Secondary scattering on the intensity dependence of the capture velocity in a magneto-optical trap

In this work, we consider a three-dimensional model to simulate the capture velocity behavior in a sample of cold-trapped sodium atoms as a function of the trapping laser intensity. We expand on previous work [V. S. Bagnato, L. G. Marcassa, S. G. Miranda, S. R. Muniz, and A. L. de Oliveira, Phys. Rev. A 62, 013404 (2000)] by calculating the capture velocity over a broad range of light intensities considering the secondary scattering in a magneto-optical trap. Our calculations are in a good agreement with recent measured values [S. R. Muniz et al., Phys. Rev. A 65, 015402 (2001)].

Figure 1

Behavior of capture velocity as a function of the trap laser total intensity. The solid line is a simulation using the model described by Eq. (1) and shows that the capture velocity was supposed to increase with the laser intensity. The dashed line is only a guide to follow the experimental data of Ref. 1. [The experimental plot (dots and dashed line) is a courtesy of Muniz et al.]

Figure 2

Behavior of capture velocity as a function of the trap laser total intensity.

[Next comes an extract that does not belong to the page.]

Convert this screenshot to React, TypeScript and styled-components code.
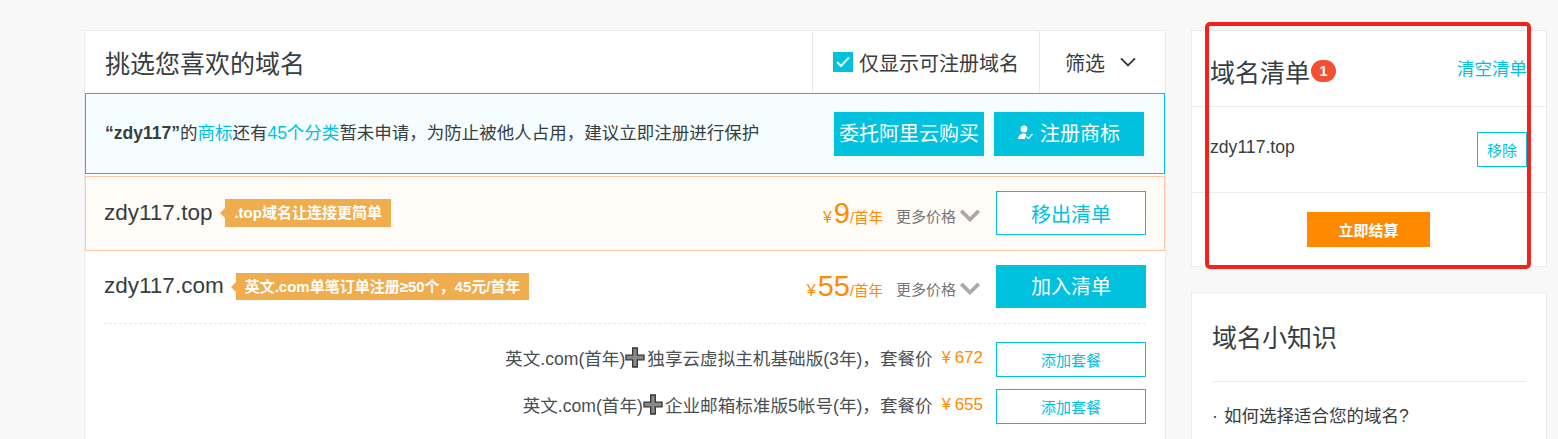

As the intensity increases, the capture velocity reaches a maximum and then decreases, as shown by the experimental points (dots) measured by the authors of Ref. 1. The dashed line is, once again, only a guide to follow the experimental points of Ref. 1. The solid line is the simulation performed in the present work, using the model described by Eq. (4). By comparing the experimental data to our simulation, one can see a good agreement. [The experimental plot (dots and dashed line) is a courtesy of Muniz et al.]